Transcribe all of the material exactly.

**********

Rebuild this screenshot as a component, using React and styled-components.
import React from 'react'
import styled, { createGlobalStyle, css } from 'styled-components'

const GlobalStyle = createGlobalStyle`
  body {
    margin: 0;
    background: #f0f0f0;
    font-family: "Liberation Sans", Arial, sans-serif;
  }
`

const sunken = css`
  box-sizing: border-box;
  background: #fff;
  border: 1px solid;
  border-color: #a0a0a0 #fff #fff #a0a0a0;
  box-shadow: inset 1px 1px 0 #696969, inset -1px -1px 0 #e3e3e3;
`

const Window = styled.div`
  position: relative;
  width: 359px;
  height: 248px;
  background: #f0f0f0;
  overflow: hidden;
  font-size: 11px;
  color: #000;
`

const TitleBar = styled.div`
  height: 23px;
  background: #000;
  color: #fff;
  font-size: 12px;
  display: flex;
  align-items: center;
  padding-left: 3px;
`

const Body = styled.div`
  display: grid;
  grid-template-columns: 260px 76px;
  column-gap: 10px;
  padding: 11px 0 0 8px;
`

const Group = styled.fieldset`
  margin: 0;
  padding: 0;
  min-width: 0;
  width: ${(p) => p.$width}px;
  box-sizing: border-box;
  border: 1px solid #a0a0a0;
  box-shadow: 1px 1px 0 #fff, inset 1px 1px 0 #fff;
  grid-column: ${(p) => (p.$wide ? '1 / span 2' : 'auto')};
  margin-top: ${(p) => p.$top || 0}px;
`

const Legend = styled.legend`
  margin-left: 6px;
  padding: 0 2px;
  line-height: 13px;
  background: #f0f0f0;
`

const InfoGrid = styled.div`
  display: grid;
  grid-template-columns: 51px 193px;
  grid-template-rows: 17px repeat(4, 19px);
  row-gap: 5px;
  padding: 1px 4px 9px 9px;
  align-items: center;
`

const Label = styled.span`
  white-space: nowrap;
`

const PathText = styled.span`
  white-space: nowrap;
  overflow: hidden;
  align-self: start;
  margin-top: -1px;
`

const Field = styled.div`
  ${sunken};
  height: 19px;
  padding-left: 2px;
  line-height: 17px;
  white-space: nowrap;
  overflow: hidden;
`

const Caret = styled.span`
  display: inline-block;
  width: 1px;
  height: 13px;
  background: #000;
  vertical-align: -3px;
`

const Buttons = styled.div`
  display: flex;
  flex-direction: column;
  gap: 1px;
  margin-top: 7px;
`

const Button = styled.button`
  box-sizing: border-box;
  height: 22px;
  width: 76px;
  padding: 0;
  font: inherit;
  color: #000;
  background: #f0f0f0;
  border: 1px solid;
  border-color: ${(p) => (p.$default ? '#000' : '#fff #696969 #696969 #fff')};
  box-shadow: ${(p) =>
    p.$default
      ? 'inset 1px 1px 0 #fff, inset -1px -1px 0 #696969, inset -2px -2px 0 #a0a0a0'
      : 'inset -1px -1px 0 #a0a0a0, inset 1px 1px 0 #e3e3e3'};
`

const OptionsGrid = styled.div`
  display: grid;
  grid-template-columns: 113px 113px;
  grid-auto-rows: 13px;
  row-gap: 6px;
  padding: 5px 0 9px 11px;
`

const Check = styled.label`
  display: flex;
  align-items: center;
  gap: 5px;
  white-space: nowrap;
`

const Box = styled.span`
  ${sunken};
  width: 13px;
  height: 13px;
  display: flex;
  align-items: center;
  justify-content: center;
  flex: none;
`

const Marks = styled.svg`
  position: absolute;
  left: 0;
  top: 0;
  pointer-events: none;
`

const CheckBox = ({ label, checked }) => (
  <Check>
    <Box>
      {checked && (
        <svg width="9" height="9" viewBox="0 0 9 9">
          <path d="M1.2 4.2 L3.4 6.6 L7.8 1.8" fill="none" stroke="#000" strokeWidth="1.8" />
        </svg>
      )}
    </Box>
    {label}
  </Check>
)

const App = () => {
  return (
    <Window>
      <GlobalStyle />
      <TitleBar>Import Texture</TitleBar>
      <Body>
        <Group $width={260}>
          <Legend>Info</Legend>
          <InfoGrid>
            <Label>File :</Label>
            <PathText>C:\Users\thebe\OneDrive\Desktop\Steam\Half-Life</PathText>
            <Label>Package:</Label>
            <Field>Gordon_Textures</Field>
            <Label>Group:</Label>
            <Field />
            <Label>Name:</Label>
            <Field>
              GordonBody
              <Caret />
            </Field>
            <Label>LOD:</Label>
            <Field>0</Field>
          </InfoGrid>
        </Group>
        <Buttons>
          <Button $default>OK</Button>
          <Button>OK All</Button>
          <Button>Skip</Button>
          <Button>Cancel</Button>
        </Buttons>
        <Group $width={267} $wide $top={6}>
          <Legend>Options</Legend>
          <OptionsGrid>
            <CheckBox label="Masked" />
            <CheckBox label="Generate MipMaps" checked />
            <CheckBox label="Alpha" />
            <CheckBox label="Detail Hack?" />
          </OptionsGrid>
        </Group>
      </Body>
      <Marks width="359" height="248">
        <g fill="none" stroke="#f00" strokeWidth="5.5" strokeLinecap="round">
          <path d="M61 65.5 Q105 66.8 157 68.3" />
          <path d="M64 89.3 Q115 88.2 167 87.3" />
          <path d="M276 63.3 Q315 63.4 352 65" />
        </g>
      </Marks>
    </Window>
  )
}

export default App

**********

-- Solution to this task --
Rebuild this screenshot as a component, using React and styled-components.
import React from 'react'
import styled, { createGlobalStyle, css } from 'styled-components'

const GlobalStyle = createGlobalStyle`
  body {
    margin: 0;
    background: #f0f0f0;
    font-family: "Liberation Sans", Arial, sans-serif;
  }
`

const sunken = css`
  box-sizing: border-box;
  background: #fff;
  border: 1px solid;
  border-color: #a0a0a0 #fff #fff #a0a0a0;
  box-shadow: inset 1px 1px 0 #696969, inset -1px -1px 0 #e3e3e3;
`

const Window = styled.div`
  position: relative;
  width: 359px;
  height: 248px;
  background: #f0f0f0;
  overflow: hidden;
  font-size: 11px;
  color: #000;
`

const TitleBar = styled.div`
  height: 23px;
  background: #000;
  color: #fff;
  font-size: 12px;
  display: flex;
  align-items: center;
  padding-left: 3px;
`

const Body = styled.div`
  display: grid;
  grid-template-columns: 260px 76px;
  column-gap: 10px;
  padding: 11px 0 0 8px;
`

const Group = styled.fieldset`
  margin: 0;
  padding: 0;
  min-width: 0;
  width: ${(p) => p.$width}px;
  box-sizing: border-box;
  border: 1px solid #a0a0a0;
  box-shadow: 1px 1px 0 #fff, inset 1px 1px 0 #fff;
  grid-column: ${(p) => (p.$wide ? '1 / span 2' : 'auto')};
  margin-top: ${(p) => p.$top || 0}px;
`

const Legend = styled.legend`
  margin-left: 6px;
  padding: 0 2px;
  line-height: 13px;
  background: #f0f0f0;
`

const InfoGrid = styled.div`
  display: grid;
  grid-template-columns: 51px 193px;
  grid-template-rows: 17px repeat(4, 19px);
  row-gap: 5px;
  padding: 1px 4px 9px 9px;
  align-items: center;
`

const Label = styled.span`
  white-space: nowrap;
`

const PathText = styled.span`
  white-space: nowrap;
  overflow: hidden;
  align-self: start;
  margin-top: -1px;
`

const Field = styled.div`
  ${sunken};
  height: 19px;
  padding-left: 2px;
  line-height: 17px;
  white-space: nowrap;
  overflow: hidden;
`

const Caret = styled.span`
  display: inline-block;
  width: 1px;
  height: 13px;
  background: #000;
  vertical-align: -3px;
`

const Buttons = styled.div`
  display: flex;
  flex-direction: column;
  gap: 1px;
  margin-top: 7px;
`

const Button = styled.button`
  box-sizing: border-box;
  height: 22px;
  width: 76px;
  padding: 0;
  font: inherit;
  color: #000;
  background: #f0f0f0;
  border: 1px solid;
  border-color: ${(p) => (p.$default ? '#000' : '#fff #696969 #696969 #fff')};
  box-shadow: ${(p) =>
    p.$default
      ? 'inset 1px 1px 0 #fff, inset -1px -1px 0 #696969, inset -2px -2px 0 #a0a0a0'
      : 'inset -1px -1px 0 #a0a0a0, inset 1px 1px 0 #e3e3e3'};
`

const OptionsGrid = styled.div`
  display: grid;
  grid-template-columns: 113px 113px;
  grid-auto-rows: 13px;
  row-gap: 6px;
  padding: 5px 0 9px 11px;
`

const Check = styled.label`
  display: flex;
  align-items: center;
  gap: 5px;
  white-space: nowrap;
`

const Box = styled.span`
  ${sunken};
  width: 13px;
  height: 13px;
  display: flex;
  align-items: center;
  justify-content: center;
  flex: none;
`

const Marks = styled.svg`
  position: absolute;
  left: 0;
  top: 0;
  pointer-events: none;
`

const CheckBox = ({ label, checked }) => (
  <Check>
    <Box>
      {checked && (
        <svg width="9" height="9" viewBox="0 0 9 9">
          <path d="M1.2 4.2 L3.4 6.6 L7.8 1.8" fill="none" stroke="#000" strokeWidth="1.8" />
        </svg>
      )}
    </Box>
    {label}
  </Check>
)

const App = () => {
  return (
    <Window>
      <GlobalStyle />
      <TitleBar>Import Texture</TitleBar>
      <Body>
        <Group $width={260}>
          <Legend>Info</Legend>
          <InfoGrid>
            <Label>File :</Label>
            <PathText>C:\Users\thebe\OneDrive\Desktop\Steam\Half-Life</PathText>
            <Label>Package:</Label>
            <Field>Gordon_Textures</Field>
            <Label>Group:</Label>
            <Field />
            <Label>Name:</Label>
            <Field>
              GordonBody
              <Caret />
            </Field>
            <Label>LOD:</Label>
            <Field>0</Field>
          </InfoGrid>
        </Group>
        <Buttons>
          <Button $default>OK</Button>
          <Button>OK All</Button>
          <Button>Skip</Button>
          <Button>Cancel</Button>
        </Buttons>
        <Group $width={267} $wide $top={6}>
          <Legend>Options</Legend>
          <OptionsGrid>
            <CheckBox label="Masked" />
            <CheckBox label="Generate MipMaps" checked />
            <CheckBox label="Alpha" />
            <CheckBox label="Detail Hack?" />
          </OptionsGrid>
        </Group>
      </Body>
      <Marks width="359" height="248">
        <g fill="none" stroke="#f00" strokeWidth="5.5" strokeLinecap="round">
          <path d="M61 65.5 Q105 66.8 157 68.3" />
          <path d="M64 89.3 Q115 88.2 167 87.3" />
          <path d="M276 63.3 Q315 63.4 352 65" />
        </g>
      </Marks>
    </Window>
  )
}

export default App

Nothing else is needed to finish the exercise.